Sean E. Andres, 15 March 2023, Sean Andres reading Sarah Piatt's Poem "If I Had Made the World" aloud and responding to it, recorded in Cincinnati, OH. Professor Elizabeth Renker introduces his reading with a short introductory lecture on the historical context of the poem, recorded in Columbus, OH on 20 September 2023. Andres is a marketer, a writer, and a former educator who holds a B.S. in secondary English and language arts education (with a focus on women writers during the Civil War) and a Master's degree in marketing (with a focus on diversity marketing and applied feminist and race theory). He works on an array of public history projects, especially in the Cincinnati area, centered on preserving and empowering the voices of historically marginalized populations. His work on Piatt has been published in The New Territory Magazine's Literary Landscapes and Paideuma, the National Poetry Foundation journal.
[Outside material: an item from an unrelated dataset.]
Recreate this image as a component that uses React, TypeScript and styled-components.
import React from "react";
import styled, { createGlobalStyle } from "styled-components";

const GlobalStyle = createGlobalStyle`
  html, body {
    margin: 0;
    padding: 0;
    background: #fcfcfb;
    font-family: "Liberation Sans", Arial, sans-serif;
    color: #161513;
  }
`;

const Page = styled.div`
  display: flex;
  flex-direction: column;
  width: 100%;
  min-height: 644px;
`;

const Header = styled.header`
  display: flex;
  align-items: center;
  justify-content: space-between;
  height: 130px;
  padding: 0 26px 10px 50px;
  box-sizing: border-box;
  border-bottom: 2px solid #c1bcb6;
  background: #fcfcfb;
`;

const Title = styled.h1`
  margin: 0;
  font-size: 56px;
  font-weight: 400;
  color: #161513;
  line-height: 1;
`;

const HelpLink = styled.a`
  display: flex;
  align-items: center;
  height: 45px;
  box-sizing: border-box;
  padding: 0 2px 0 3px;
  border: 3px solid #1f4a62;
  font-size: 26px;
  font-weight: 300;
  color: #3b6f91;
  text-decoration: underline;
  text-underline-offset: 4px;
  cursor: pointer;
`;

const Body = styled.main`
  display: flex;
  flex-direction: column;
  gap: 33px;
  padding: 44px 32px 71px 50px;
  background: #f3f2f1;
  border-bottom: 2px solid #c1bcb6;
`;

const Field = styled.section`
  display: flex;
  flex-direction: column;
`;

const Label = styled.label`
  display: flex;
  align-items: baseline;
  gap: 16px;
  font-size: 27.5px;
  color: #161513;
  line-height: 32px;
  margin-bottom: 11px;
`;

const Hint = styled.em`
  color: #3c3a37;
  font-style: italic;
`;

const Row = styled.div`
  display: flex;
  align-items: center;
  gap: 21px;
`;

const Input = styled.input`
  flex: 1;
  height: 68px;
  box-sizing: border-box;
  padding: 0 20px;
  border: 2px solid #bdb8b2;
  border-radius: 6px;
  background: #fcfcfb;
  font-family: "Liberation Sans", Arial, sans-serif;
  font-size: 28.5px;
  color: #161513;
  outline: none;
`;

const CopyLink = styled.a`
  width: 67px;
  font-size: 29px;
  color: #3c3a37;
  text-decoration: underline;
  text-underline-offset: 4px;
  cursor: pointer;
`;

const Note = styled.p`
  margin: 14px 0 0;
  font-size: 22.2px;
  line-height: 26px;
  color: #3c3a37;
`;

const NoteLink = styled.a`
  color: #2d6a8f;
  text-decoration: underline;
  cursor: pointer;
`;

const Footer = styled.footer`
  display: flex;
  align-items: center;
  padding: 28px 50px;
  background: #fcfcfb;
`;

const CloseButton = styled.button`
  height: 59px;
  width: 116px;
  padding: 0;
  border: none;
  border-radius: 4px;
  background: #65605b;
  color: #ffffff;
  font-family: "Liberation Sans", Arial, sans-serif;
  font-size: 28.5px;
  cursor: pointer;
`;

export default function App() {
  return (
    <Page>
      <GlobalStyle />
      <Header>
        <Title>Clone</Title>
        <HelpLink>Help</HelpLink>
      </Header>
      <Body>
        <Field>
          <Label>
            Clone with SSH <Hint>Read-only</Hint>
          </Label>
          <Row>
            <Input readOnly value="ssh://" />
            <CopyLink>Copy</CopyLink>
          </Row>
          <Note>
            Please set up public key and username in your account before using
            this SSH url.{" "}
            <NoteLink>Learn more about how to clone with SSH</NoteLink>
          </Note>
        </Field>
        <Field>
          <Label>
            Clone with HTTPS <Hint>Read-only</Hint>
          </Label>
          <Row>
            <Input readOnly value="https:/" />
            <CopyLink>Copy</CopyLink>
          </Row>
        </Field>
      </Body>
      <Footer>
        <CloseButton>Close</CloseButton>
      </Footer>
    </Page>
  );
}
Joe Lockard, 2 February 2024, conducted by Professor Elizabeth Renker. Joe is an associate professor of English at Arizona State University, where he has taught for 21 years. He's a specialist in nineteenth-century American Literature, particularly the literature of U.S. slavery and early African American literature. Joe talks about his groundbreaking research recovering the life and work of abolitionist Mattie Griffith, a young Kentucky poet who shared social circles with Sarah.